HAMILTON, Ohio -- Thirty liquor licenses are now up for grabs for restaurateurs and bar owners hoping to do business in Hamilton.
The Hamilton City Council on Wednesday night approved the creation of two community entertainment districts, which bring with them 15 new licenses each.
"It's a bounded area that includes entertainment, retail, educational, sporting, social, cultural or arts establishments," said Daniel Tidyman, an associate planner with the city's planning department.
The first community entertainment district (CED) approved spans from North B Street to the Great Miami River, as well as parts of downtown east of the river. The second will overlay the area around downtown.
The benefit, the city argues, is to lure more entertainment business to Hamilton.
"Having more restaurants and bars will generate more foot traffic and better support our business districts," said Mallory Greenham, Hamilton's small business development specialist. "These districts, the Spooky Nook sports complex and our unique local businesses will certainly make Hamilton a destination."
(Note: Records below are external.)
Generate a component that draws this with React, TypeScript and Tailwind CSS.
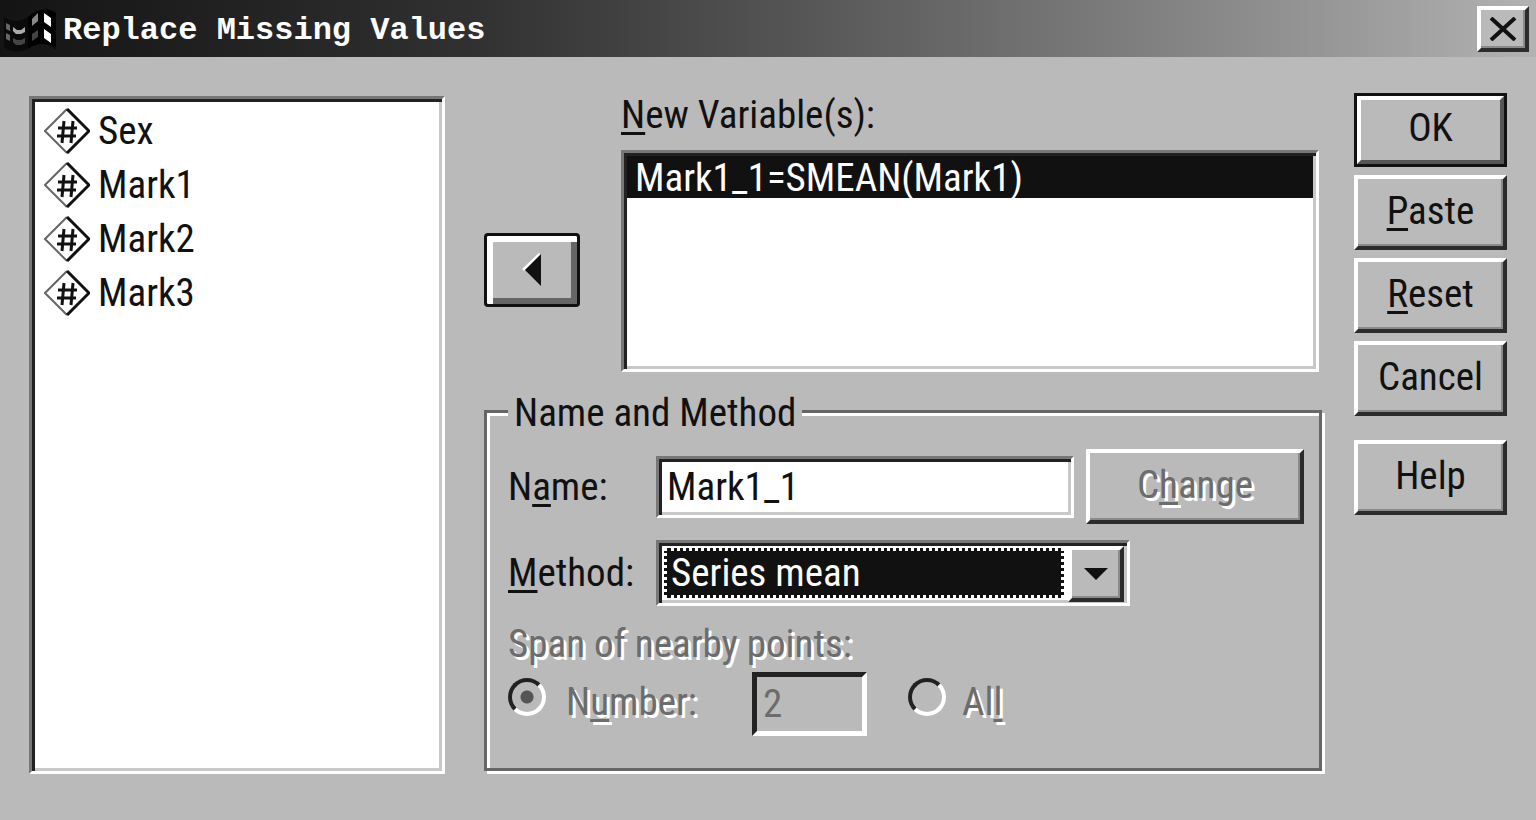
import React, { useState } from "react";

const variables = ["Sex", "Mark1", "Mark2", "Mark3"];

const sunken =
	"border-[3px] border-t-[#777] border-l-[#777] border-r-white border-b-white shadow-[inset_3px_3px_0_#222,inset_-3px_-3px_0_#c8c8c8]";
const raised =
	"border-4 border-t-white border-l-white border-r-[#2c2c2c] border-b-[#2c2c2c] shadow-[inset_-2px_-2px_0_#8a8a8a]";
const etched = "text-[#6c6c6c] [text-shadow:3px_3px_0_#fff]";

// Underlined access key inside a label
function Key({ children }: { children: React.ReactNode }) {
	return <span className="underline decoration-[3px] underline-offset-4 [text-decoration-skip-ink:none]">{children}</span>;
}

function VariableIcon() {
	return (
		<svg className="h-[46px] w-[46px] shrink-0" viewBox="0 0 46 46" fill="none" stroke="#111" aria-hidden="true">
			<path d="M23 1L1 23L23 45" stroke="#666" strokeWidth="2" />
			<path d="M23 1L45 23L23 45" strokeWidth="3" />
			<path d="M20 13L18 35M29 13L27 35M14 20H33M13 28H32" strokeWidth="3" />
		</svg>
	);
}

function TitleBar() {
	return (
		<header className="flex h-[57px] items-center bg-linear-to-r from-[#141414] via-[#303030] via-30% to-[#b2b2b2] pr-[7px] pl-1">
			<svg className="h-12 w-14 shrink-0" viewBox="0 0 56 48" aria-hidden="true">
				<path d="M24 12Q39 -1 52 8V44Q38 34 24 44Z" fill="#000" />
				<path d="M0 12Q12 20 24 12V44Q12 50 0 42Z" fill="#0a0a0a" />
				<path d="M2 18L6 20V26L2 24ZM2 28L6 30V36L2 34Z" fill="#666" />
				<path d="M9 22L13 25L17 25L21 22V27L17 29H12L9 26Z" fill="#aaa" />
				<path d="M9 33L13 35L17 35L21 33V38L17 40H12L9 37Z" fill="#444" />
				<path d="M28 14L34 8V16L28 21Z" fill="#888" />
				<path d="M28 29L34 25V32L28 36Z" fill="#444" />
				<path d="M40 8L47 13V22L40 17ZM40 24L47 29V38L40 33Z" fill="#fff" />
			</svg>
			<h1 className="flex-1 pt-1 pl-[3px] font-['Liberation_Mono',monospace] text-[32px] leading-10 font-bold text-white">
				Replace Missing Values
			</h1>
			<button type="button" aria-label="Close" className={`${raised} flex h-[46px] w-[52px] items-center justify-center bg-[#bababa]`}>
				<svg className="h-6 w-7" viewBox="0 0 28 24" stroke="#111" strokeWidth="4" aria-hidden="true">
					<path d="M2 1L26 23M26 1L2 23" />
				</svg>
			</button>
		</header>
	);
}

function SideButton({ children }: { children: React.ReactNode }) {
	return (
		<button type="button" className={`${raised} h-[75px] w-full pb-1`}>
			{children}
		</button>
	);
}

function RadioButton({ id, checked = false, className = "" }: { id: string; checked?: boolean; className?: string }) {
	return (
		<input
			id={id}
			type="radio"
			name="span"
			disabled
			defaultChecked={checked}
			className={`${className} mt-1.5 h-[38px] w-[38px] shrink-0 appearance-none rounded-full border-4 border-t-[#222] border-r-white border-b-white border-l-[#222] checked:bg-[radial-gradient(circle,#555_6px,transparent_7px)]`}
		/>
	);
}

function App() {
	const [name, setName] = useState("Mark1_1");
	return (
		<div className="flex min-h-screen flex-col bg-[#bababa] font-['Roboto_Condensed','Roboto',sans-serif] text-[39px] leading-10 text-[#111]">
			<TitleBar />
			<main className="flex flex-1 px-[29px] pt-9 pb-[46px]">
				<ul className={`${sunken} mt-[3px] w-[416px] shrink-0 bg-white px-3 pt-[5px]`}>
					{variables.map((variable) => (
						<li key={variable} className="flex h-[54px] items-center gap-2">
							<VariableIcon />
							<span>{variable}</span>
						</li>
					))}
				</ul>

				<div className="ml-[39px] flex min-w-0 flex-1 flex-col">
					<div className="flex gap-[41px] pr-1.5">
						<button
							type="button"
							aria-label="Remove variable"
							className="mt-[140px] flex h-[74px] w-24 shrink-0 items-center justify-center rounded-sm border-[3px] border-[#111] shadow-[inset_6px_6px_0_#fff,inset_-6px_-6px_0_#666]"
						>
							<svg className="h-9 w-5" viewBox="0 0 20 36" aria-hidden="true">
								<path d="M18 2L1 18" stroke="#fff" strokeWidth="3" />
								<path d="M19 2V34L3 18Z" fill="#111" />
							</svg>
						</button>
						<div className="min-w-0 flex-1">
							<h2 id="new-variables" className="h-[57px] pt-0.5">
								<Key>N</Key>ew Variable(s):
							</h2>
							<ul aria-labelledby="new-variables" className={`${sunken} h-[222px] bg-white p-[3px]`}>
								<li className="h-[42px] bg-[#111] pt-0.5 pl-2 text-white">Mark1_1=SMEAN(Mark1)</li>
							</ul>
						</div>
					</div>

					<fieldset className="mt-[17px] mr-[3px] mb-[3px] min-w-0 flex-1 border-[3px] border-[#666] pr-[15px] pb-7 pl-[21px] shadow-[3px_3px_0_#fff,inset_3px_3px_0_#fff]">
						<legend className="bg-[#bababa] px-1.5 pt-1">Name and Method</legend>
						<div className="flex items-center pt-4">
							<label htmlFor="name" className="w-[148px] shrink-0">
								N<Key>a</Key>me:
							</label>
							<input
								id="name"
								className={`${sunken} h-[62px] min-w-0 flex-1 bg-white px-2 outline-none`}
								value={name}
								onChange={(e) => setName(e.target.value)}
							/>
							<button type="button" disabled className={`${raised} ${etched} ml-3 h-[75px] w-[218px] shrink-0 pb-1`}>
								C<Key>h</Key>ange
							</button>
						</div>
						<div className="flex items-center pt-4">
							<label htmlFor="method" className="w-[148px] shrink-0">
								<Key>M</Key>ethod:
							</label>
							<div className={`${sunken} relative h-[66px] w-[474px] bg-white p-[5px]`}>
								<select
									id="method"
									className="h-full w-[400px] appearance-none border-[3px] border-dotted border-white bg-[#111] pl-1 text-white outline-none"
								>
									<option>Series mean</option>
								</select>
								<span className={`${raised} pointer-events-none absolute top-[3px] right-[3px] bottom-[1px] flex w-[56px] items-center justify-center bg-[#bababa]`}>
									<svg className="h-3 w-6" viewBox="0 0 24 12" aria-hidden="true">
										<path d="M0 0H24L12 12Z" fill="#111" />
									</svg>
								</span>
							</div>
						</div>
						<p className={`${etched} pt-[18px]`}>Span of nearby points:</p>
						<div className="flex items-start pt-2">
							<RadioButton id="number" checked />
							<label htmlFor="number" className={`${etched} mt-2.5 ml-5 w-[186px]`}>
								N<Key>u</Key>mber:
							</label>
							<input
								aria-label="Number of nearby points"
								disabled
								value="2"
								className="h-16 w-[115px] border-[5px] border-t-[#222] border-r-white border-b-white border-l-[#222] px-1.5 text-[#6c6c6c]"
							/>
							<RadioButton id="all" className="ml-[41px]" />
							<label htmlFor="all" className={`${etched} mt-2.5 ml-4`}>
								Al<Key>l</Key>
							</label>
						</div>
					</fieldset>
				</div>

				<div className="ml-[29px] flex w-[153px] shrink-0 flex-col gap-2">
					<div className="border-[3px] border-[#111]">
						<button
							type="button"
							className="h-[68px] w-full border-4 border-t-white border-r-[#555] border-b-[#555] border-l-white pb-1"
						>
							OK
						</button>
					</div>
					<SideButton>
						<Key>P</Key>aste
					</SideButton>
					<SideButton>
						<Key>R</Key>eset
					</SideButton>
					<SideButton>Cancel</SideButton>
					<div className="pt-4">
						<SideButton>Help</SideButton>
					</div>
				</div>
			</main>
		</div>
	);
}

export default App;
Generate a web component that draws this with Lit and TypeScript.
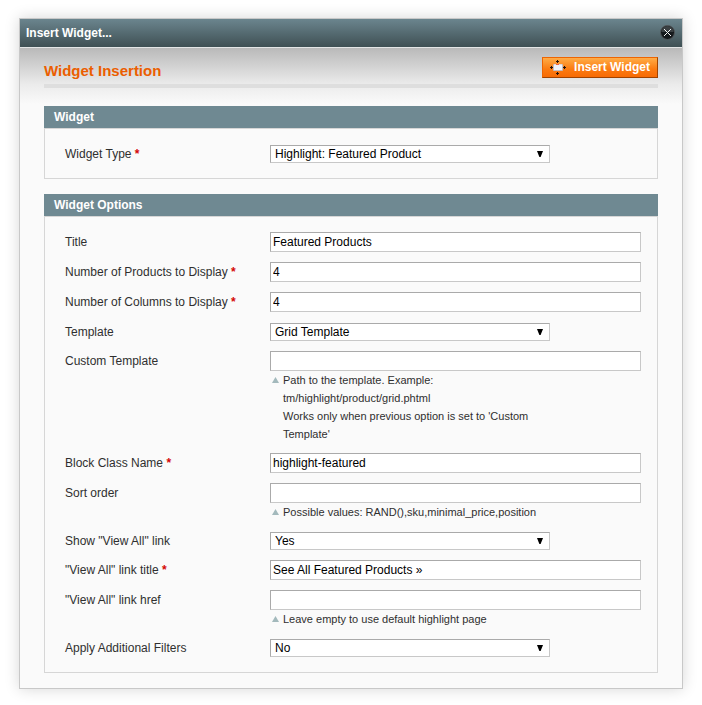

State regulations say that there must be a $50 million proposed investment within the district to create a CED. With the Spooky Nook Sports complex's $144 million investment, the city approved the creation of two CEDs.
Greenham said a CED presents an opportunity to make an area within a city flourish.
"Restaurants can lower their cost per plate by utilizing one of the licenses and serving alcohol," said Greenham. "This can be more attractive for possible businesses coming to the city."
Current Hamilton business owner John Kallenberger of the sushi burrito chain Roll On In believes the new CED will only help existing businesses like his.
"As a fast-casual sushi restaurant that serves beer, I believe having an entertainment district will bring a density of options surrounding my business, which will help attract more people overall," Kallenberger said.
Kallenberger said he doesn't view new restaurants as competition.
"I choose to see them as new reasons for more people to visit the main street district. These are people who would otherwise head somewhere else," he said. "But now they will be here, and some of them are going to want sushi."
The next step is for Hamilton to log the districts into the systems of Ohio's Division of Liquor Control, which will then allow business owners to start applying for licenses.